Saïed va-t-il leur permettre de demeurer dans le paysage politique du pays et de se mêler, encore une fois, de l’avenir de ce pays, à tous les niveaux ?
C’est surtout la réponse à ces interrogations qui risque de définir la future trajectoire du pays et ses futures orientations.
Pour le moment, le président de la République donne l’impression de tourner le dos aux « commerçants » de l’islam politique et à leur parti, Ennahdha, ainsi qu’à leur chef spirituel Rached Ghannouchi qui vient de lancer son dernier « tube » à travers les menaces d’invasion jihadiste des pays du nord de la Méditerranée en cas de mise à l’écart des islamistes. Il estime même que cinq cent mille, pour la plupart des terroristes, vont mettre le cap, à travers l’immigration illégale, sur l’Italie particulièrement qui va devoir agir pour laisser au pouvoir les nahdhaouis et imposer, ainsi, le statu quo. C’est ce qu’on appelle l’art de vendre son pays et de se racheter une nouvelle virginité pour un parti qui a usé toutes ses cartouches et qui se retrouve, désormais, dans une position très délicate.
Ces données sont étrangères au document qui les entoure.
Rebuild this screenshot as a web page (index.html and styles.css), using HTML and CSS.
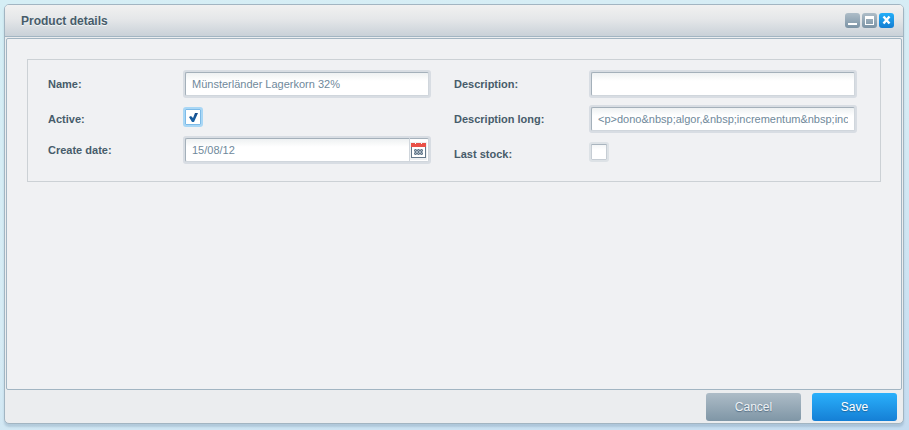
FILE: index.html
```html
<!DOCTYPE html>
<html lang="en">
<head>
    <meta charset="UTF-8">
    <meta name="viewport" content="width=device-width, initial-scale=1.0">
    <title>Product details</title>
    <link rel="stylesheet" href="styles.css">
</head>
<body>
    <form class="window">
        <header class="window-header">
            <h1 class="window-title">Product details</h1>
            <div class="window-tools">
                <button type="button" class="tool" aria-label="Minimize">
                    <svg viewBox="0 0 15 15"><path d="M3 10h9v2H3z" fill="#fff"/></svg>
                </button>
                <button type="button" class="tool" aria-label="Maximize">
                    <svg viewBox="0 0 15 15"><path fill-rule="evenodd" d="M3 3h9v9H3zM4 6v5h7V6z" fill="#fff"/></svg>
                </button>
                <button type="button" class="tool tool-close" aria-label="Close">
                    <svg viewBox="0 0 15 15"><path d="M4.5 3.5l6 7M10.5 3.5l-6 7" stroke="#fff" stroke-width="2.4" fill="none"/></svg>
                </button>
            </div>
        </header>

        <main class="window-body">
            <div class="fieldset">
                <div class="column">
                    <div class="field">
                        <label for="name">Name:</label>
                        <div class="control"><input type="text" id="name" value="Münsterländer Lagerkorn 32%"></div>
                    </div>
                    <div class="field field-check">
                        <label for="active">Active:</label>
                        <input type="checkbox" class="check" id="active" checked>
                    </div>
                    <div class="field">
                        <label for="created">Create date:</label>
                        <div class="control">
                            <input type="text" id="created" class="date-input" value="15/08/12">
                            <button type="button" class="date-trigger" aria-label="Pick a date">
                                <svg viewBox="0 0 17 18">
                                    <path d="M0 0h17v18H0z" fill="#eef0f2"/>
                                    <path d="M1 1h15v15H1z" fill="#64788a"/>
                                    <path d="M2 5h13v10H2z" fill="#fff"/>
                                    <path d="M1 1h15v4H1z" fill="#ea5148"/>
                                    <path d="M5 1h1v1H5zM11 1h1v1h-1z" fill="#fff"/>
                                    <path d="M4 7h9v6H4z" fill="#a8b6c2"/>
                                    <path d="M5 7h1v1H5zM8 7h1v1H8zM11 7h1v1h-1zM4 8h1v1H4zM6 8h2v1H6zM9 8h2v1H9zM12 8h1v1h-1zM5 9h1v2H5zM8 9h1v2H8zM11 9h1v2h-1zM4 11h1v1H4zM6 11h2v1H6zM9 11h2v1H9zM12 11h1v1h-1zM5 12h1v1H5zM8 12h1v1H8zM11 12h1v1h-1z" fill="#64788a"/>
                                </svg>
                            </button>
                        </div>
                    </div>
                </div>

                <div class="column column-last">
                    <div class="field">
                        <label for="description">Description:</label>
                        <div class="control"><input type="text" id="description"></div>
                    </div>
                    <div class="field">
                        <label for="description-long">Description long:</label>
                        <div class="control"><input type="text" id="description-long" value="&lt;p&gt;dono&amp;nbsp;algor,&amp;nbsp;incrementum&amp;nbsp;incipio"></div>
                    </div>
                    <div class="field field-check">
                        <label for="last-stock">Last stock:</label>
                        <input type="checkbox" class="check" id="last-stock">
                    </div>
                </div>
            </div>
        </main>

        <footer class="window-footer">
            <button type="button" class="btn btn-cancel">Cancel</button>
            <button type="button" class="btn btn-save">Save</button>
        </footer>
    </form>
</body>
</html>
```

FILE: styles.css
```css
* {
    margin: 0;
    padding: 0;
    box-sizing: border-box;
}

body {
    display: flex;
    min-height: 100vh;
    padding: 4px 5px 6px 4px;
    background: linear-gradient(165deg, #d5eef5 0%, #d7ecf5 50%, #c5dcf0 100%);
    font-family: "Liberation Sans", Arial, sans-serif;
    font-size: 11px;
    color: #475c6a;
}

button {
    border: none;
    font-family: inherit;
    cursor: pointer;
}

/* Window */
.window {
    flex: 1;
    min-width: 0;
    display: flex;
    flex-direction: column;
    border: 1px solid #a2b5c2;
    border-radius: 5px;
    background: #ebedef;
    box-shadow: 0 3px 2px rgba(110, 140, 165, 0.3);
}

.window-header {
    display: flex;
    align-items: center;
    justify-content: space-between;
    height: 32px;
    padding: 0 9px 0 16px;
    border-bottom: 1px solid #a2b5c2;
    border-radius: 4px 4px 0 0;
    background: linear-gradient(#f1f1f1, #e5e7e9 45%, #c9d1d8);
}

.window-title {
    font-size: 12px;
    line-height: 16px;
    text-shadow: 0 1px 0 #f4f6f8;
}

.window-tools {
    display: flex;
    gap: 2px;
}

.tool {
    width: 15px;
    height: 15px;
    border-radius: 3px;
    background: linear-gradient(#aebdc8, #7b93a5);
}

.tool-close {
    background: linear-gradient(#23aef8, #147dd2);
}

.tool svg {
    display: block;
    width: 100%;
    height: 100%;
}

.window-body {
    flex: 1;
    margin: 1px;
    padding: 20px;
    border: 1px solid #a2b5c2;
    border-radius: 2px;
    background: #f0f1f3;
}

/* Form */
.fieldset {
    display: flex;
    padding: 10px 20px 17px;
    border: 1px solid #ccd1d5;
}

.column {
    width: 50%;
    display: flex;
    flex-direction: column;
    gap: 7px;
    padding-right: 23px;
}

.column-last {
    padding-right: 3px;
}

.field {
    display: flex;
    height: 28px;
}

.field-check {
    height: 24px;
}

.field label {
    flex: 0 0 135px;
    font-weight: bold;
    line-height: 28px;
}

.control {
    flex: 1;
    min-width: 0;
    display: flex;
    border: 2px solid #d8dde3;
    border-radius: 3px;
    background: #d8dde3;
}

.control input {
    flex: 1;
    min-width: 0;
    padding: 0 6px;
    border: 1px solid;
    border-color: #a4b0ba #d0d6dc #d0d6dc #a4b0ba;
    border-radius: 2px;
    background: linear-gradient(#eef1f2, #fff 8px);
    font-family: inherit;
    font-size: 11px;
    color: #6f899b;
    outline: none;
}

.control .date-input {
    border-right: none;
    border-radius: 2px 0 0 2px;
}

.date-trigger {
    width: 20px;
    padding: 1px 1px 0 0;
    border: 1px solid #d0d6dc;
    border-top-color: #a4b0ba;
    border-radius: 0 2px 2px 0;
    background: #fff;
}

.date-trigger svg {
    display: block;
    width: 17px;
    height: 18px;
}

.check {
    appearance: none;
    width: 20px;
    height: 20px;
    margin-top: 2px;
    border: 2px solid #dde2e6;
    border-radius: 3px;
    background: linear-gradient(#f2f4f5, #fff 6px);
    box-shadow: inset 0 1px 0 #a9b4be, inset 0 0 0 1px #c6cdd4;
}

.check:checked {
    border-color: #a9d7f5;
    background: #fff;
    box-shadow: inset 0 0 0 1px #7dbbe8;
}

.check:checked::before {
    content: "";
    display: block;
    width: 16px;
    height: 16px;
    background: linear-gradient(#12407c, #1b6fb5);
    clip-path: polygon(4px 8px, 6px 7px, 8px 9px, 10px 4px, 13px 4px, 9px 13px, 7px 13px);
}

/* Footer */
.window-footer {
    display: flex;
    justify-content: flex-end;
    gap: 11px;
    padding: 2px 6px 2px;
}

.btn {
    height: 28px;
    border-radius: 3px;
    font-size: 12px;
    color: #fff;
    text-shadow: 0 1px 1px rgba(30, 60, 90, 0.5);
}

.btn-cancel {
    width: 95px;
    background: linear-gradient(#adbcc7, #7f96a6);
    color: #eef2f5;
}

.btn-save {
    width: 85px;
    background: linear-gradient(#2ab0fb, #157fd5);
}
```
Non aux justifications tremblantes
Et c’est à ce niveau que Kaïs Saïed doit savoir jongler. Il s’agit, évidemment, de menaces et d’appel, on ne peut plus net, à l’intervention de forces étrangères dans les affaires internes du pays. Du coup, le président de la République doit se montrer très ferme sur ce point car c’est la souveraineté du pays qui en dépend et qui est gravement menacée. En première réaction, il n’a pas manqué de se montrer catégorique et opiniâtre à ce propos, mais il a également laissé entrevoir une certaine hésitation qui n’a pas manqué de susciter des inquiétudes.
Celui qui a été plébiscité par son peuple à l’élection présidentielle, n’a pas à se justifier ou à prouver ses bonnes intentions à chaque pas accompli. Son dernier entretien avec l’équipe de journalistes américains du New York Times a un peu viré à l’exhibition et à un récital en matière de législation et de démocratie. Pourtant, il n’était pas obligé de le faire pour montrer ses bonnes intentions et pour de défaire d’une étiquette de dictateur que certains, à l’intérieur comme à l’extérieur du pays, aiment lui coller. Une de ces journalistes, malheureusement empêchée de faire son travail par des policiers plus que zélés dans la région d’Ettadhamen où elle était partie faire un reportage, l’a elle-même avoué : elle était venue transmettre à son journal un événement majeur : la chute de la démocratie en Tunisie ! Eh oui, c’est ce qu’elle a dit et ça se voit que les derniers événements, qui ne semblent pas plaire au pouvoir américain, suscitent déjà des remous. Je vous laisse admirer la « neutralité » et les « bonnes intentions » du journal.
Le vrai soutien essentiel est déjà garanti
Saïed ne doit nullement se justifier auprès du monde entier d’avoir pris une telle initiative. Il doit le faire uniquement à son peuple, la véritable victime du printemps arabe vite transformé en enfer.
Le président de la République doit sûrement nous donner des assurances pour préserver les acquis en matière de démocratie, mais il doit le faire uniquement pour les Tunisiens et non pas pour atténuer l’ire des Américains ou des Européens qui nous ont déjà « brûlés » en 2011.
Et puis, Saïed peut être très content d’avoir le soutien de ses plus proches pays frères, notamment l’Algérie, l’Egypte, la Libye et le Maroc. C’est ce qui compte le plus pour un peuple qui veut se débarrasser de l’horrible hégémonie des grandes puissances qui ne se préoccupent que de leurs propres intérêts.
Saïed a eu le feu vert de la part de son peuple pour lancer son opération sauvetage et il n’aura des comptes à rendre qu’à ses concitoyens.